Polichinelle ou Divertissement pour les jeunes gens en quatre scènes - Giorgio Agamben - II -

Publié par http:/allerauxessentiels.com/ sur 24 Octobre 2017, 21:30pm

Catégories : #Extraits - Ressentis de lectures, #Philosophie, #Giorgio Agamben, #Polichinelle

Polichinelle ou Divertissement pour les jeunes gens en quatre scènes - Giorgio Agamben - II -

 

 

Giorgio Agamben

 

Polichinelle

ou

Divertissement

pour les jeunes gens

en quatre scènes

 

 

 

Traduction de l'italien par Martin Rueff

 

Editions Macula,

2015 et 2016 pour l'édition originale chez nottetempo srl,

2017 pour la traduction française.

Polichinelle ou Divertissement pour les jeunes gens en quatre scènes - Giorgio Agamben - II -

 

 

[suite]

 

 

 

 

 

IV

 

 

 

Que faire de ce qui dans notre vie est resté non vécu? Une tragédie? Une comédie? Ou plutôt, tout simplement, une vie?

 

Le non-vécu a deux formes : le caractère et le fantasme. Le caractère est le gardien du seuil qui veille à ce que le non-vécu reste pour toujours tel, en imprimant sur le visage sa trace incomparable ( ce qui marque et caractérise notre visage n'est pas ce que nous avons vécu, mais ce qui est resté non vécu) ; le fantasme est l'essai de vivre ce qui est resté non vécu : il manque à chaque fois son objectif, parce que le non-vécu est évoqué de manière compulsive précisément et seulement dans la mesure où il est inaccessible. Polichinelle échappe à l'un comme à l'autre : au caractère parce qu'il renonce au visage pour un masque ; au fantasme, parce qu'il se fie seulement à son infantile absence de mémoire.

 

Polichinelle est le congé cérémonieux donné à tout caractère, qui parvient simplement à vivre le non-vécu sans l'assumer comme un destin, ni l'imiter comiquement. Il vit une vie au-delà de tout bios, la vie de Polichinelle, justement, que les dessins de Giandomenico présentent fidèlement comme une vie quelconque : il naît, il joue, il tombe amoureux, il se marie, il a une famille, il voyage, il exerce de nombreux métiers, il est arrêté, jugé, condamné à mort, fusillé, pendu, il tombe malade, il est enterré, et pour finir, il contemple sa tombe.

 

 

Polichinelle : « E chesta, comme te pare a te, fosse'a vita mia. M'arrassumiglia, è overo... ma forze quaccosa 'nce manca. » ( Polichinelle :  « Et ça, selon toi, ce serait ma vie. Ce n'est pas qu'elle ne me ressemble pas, tout au contraire... mais il me semble qu'il manque quelque chose. »)
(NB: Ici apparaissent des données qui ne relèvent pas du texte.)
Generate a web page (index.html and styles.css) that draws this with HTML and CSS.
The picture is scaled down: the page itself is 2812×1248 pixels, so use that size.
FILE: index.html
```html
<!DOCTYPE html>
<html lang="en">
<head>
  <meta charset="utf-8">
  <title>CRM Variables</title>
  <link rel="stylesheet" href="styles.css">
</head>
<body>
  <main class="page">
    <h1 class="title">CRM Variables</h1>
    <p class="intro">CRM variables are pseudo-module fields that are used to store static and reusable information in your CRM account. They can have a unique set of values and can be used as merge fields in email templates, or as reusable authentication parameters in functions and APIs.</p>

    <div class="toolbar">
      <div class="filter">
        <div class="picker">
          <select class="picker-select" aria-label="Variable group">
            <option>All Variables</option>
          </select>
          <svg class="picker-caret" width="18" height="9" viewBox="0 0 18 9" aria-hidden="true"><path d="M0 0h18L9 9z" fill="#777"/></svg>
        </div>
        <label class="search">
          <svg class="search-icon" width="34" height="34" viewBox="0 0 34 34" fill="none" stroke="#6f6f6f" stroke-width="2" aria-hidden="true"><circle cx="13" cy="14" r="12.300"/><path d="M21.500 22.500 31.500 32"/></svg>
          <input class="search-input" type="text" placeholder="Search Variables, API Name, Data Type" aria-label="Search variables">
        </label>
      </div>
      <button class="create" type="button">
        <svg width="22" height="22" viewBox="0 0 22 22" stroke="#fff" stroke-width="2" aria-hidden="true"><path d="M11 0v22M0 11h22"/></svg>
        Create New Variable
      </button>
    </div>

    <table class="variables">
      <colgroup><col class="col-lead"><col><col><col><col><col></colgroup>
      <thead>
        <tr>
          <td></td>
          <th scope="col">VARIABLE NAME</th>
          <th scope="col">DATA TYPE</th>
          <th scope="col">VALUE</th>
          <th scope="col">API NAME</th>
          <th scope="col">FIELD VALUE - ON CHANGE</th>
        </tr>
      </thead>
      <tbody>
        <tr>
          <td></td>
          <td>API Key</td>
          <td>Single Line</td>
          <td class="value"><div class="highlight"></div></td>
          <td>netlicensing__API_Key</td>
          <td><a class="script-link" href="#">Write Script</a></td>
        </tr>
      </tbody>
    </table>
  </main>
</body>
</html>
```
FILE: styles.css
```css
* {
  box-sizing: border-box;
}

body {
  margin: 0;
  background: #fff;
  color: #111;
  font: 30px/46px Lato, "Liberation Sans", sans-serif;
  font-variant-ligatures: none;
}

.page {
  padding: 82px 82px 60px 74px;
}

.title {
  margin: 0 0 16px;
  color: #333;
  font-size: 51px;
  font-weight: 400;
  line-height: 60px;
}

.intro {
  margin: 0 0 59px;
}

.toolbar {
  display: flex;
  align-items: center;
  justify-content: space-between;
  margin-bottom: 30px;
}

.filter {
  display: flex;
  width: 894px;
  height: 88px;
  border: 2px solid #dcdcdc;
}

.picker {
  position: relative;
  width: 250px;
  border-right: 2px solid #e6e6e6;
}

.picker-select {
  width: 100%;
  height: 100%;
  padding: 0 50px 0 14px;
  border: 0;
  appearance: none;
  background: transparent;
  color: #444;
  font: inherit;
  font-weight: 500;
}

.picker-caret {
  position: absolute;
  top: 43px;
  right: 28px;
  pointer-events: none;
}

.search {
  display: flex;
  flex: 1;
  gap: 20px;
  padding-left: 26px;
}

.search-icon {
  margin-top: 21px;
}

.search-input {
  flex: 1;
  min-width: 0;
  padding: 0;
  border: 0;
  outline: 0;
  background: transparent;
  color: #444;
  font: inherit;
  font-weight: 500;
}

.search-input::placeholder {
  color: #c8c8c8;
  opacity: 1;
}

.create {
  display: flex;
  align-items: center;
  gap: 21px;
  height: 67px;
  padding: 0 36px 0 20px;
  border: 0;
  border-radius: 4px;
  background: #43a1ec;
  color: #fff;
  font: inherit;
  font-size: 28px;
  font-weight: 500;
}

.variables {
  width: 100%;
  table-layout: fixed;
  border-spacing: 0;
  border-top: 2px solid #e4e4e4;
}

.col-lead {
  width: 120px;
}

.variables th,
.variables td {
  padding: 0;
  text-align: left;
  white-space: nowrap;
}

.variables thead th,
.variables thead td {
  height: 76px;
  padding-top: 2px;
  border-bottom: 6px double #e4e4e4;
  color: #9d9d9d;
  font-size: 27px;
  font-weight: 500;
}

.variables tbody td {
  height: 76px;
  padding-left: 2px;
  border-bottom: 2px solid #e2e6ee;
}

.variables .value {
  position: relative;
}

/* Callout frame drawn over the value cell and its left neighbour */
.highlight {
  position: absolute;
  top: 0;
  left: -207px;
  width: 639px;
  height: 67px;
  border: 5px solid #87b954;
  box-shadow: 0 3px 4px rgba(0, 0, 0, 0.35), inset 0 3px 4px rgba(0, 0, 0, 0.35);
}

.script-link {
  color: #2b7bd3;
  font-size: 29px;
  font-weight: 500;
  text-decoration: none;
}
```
Giandomenico : « Regarde bien : j'ai l'impression d'avoir tout mis, et peut-être plus encore. Tous les métiers, tous les faits et méfaits, les chiens, les autruches, les centaures, et jusqu'à l'éléphant... »

P. :  « Nun vulevo dicère chesto, 'nce haje miso pure troppi ccose. 'O fatto è che nun so' securo ch' aggio avuto 'na vita, sinnò je veramente fosse muorto, ma je, ammemo chesto l'haje capito, nunn' jesco a murí, nun 'o saccio fà, je nun saccio murí. 'O fatto è che de quase niente de chello c'haje affïurato je me ne addunaje o, ammemo, nun me l'allicordo. Guarda, pure chill'alifante nun m'allicordo ca l'aggio visto maje e maje song' sagliuto ncopp' 'e rine de 'n'aquila o de 'nu centauro. Strangulaprevete n'aggio magnate tante, ma lignamme, pe' fa' n'asempio, maje n'aggio arrecattato. Ca je, po', song' stato 'nu pittore t' 'o si ammennato 'e fantasia. »

(P. :  « Je ne pensais pas à ça, tu y as trop mis même. Le fait est que je ne suis pas sûr d'avoir eu une vie, sans quoi je serais mort pour de bon, tandis que, et ça tu l'as bien compris, je n'arrive pas vraiment à mourir, je ne sais pas le faire, je ne sais pas mourir. Le fait est que de tout ce que tu as dessiné, il me semble n'avoir presque rien vécu, ou, du moins, je ne m'en souviens pas. Regarde, même cet éléphant, je ne me souviens pas de l'avoir vu et je ne suis jamais monté sur le dos d'un aigle ou d'un centaure. Des gnocchis, j'en ai beaucoup mangé, mais du bois, tu vois, je n'en ai jamais ramassé. Et puis cette histoire que j'aurais été peintre, ça alors, tu t'es tout inventé. »)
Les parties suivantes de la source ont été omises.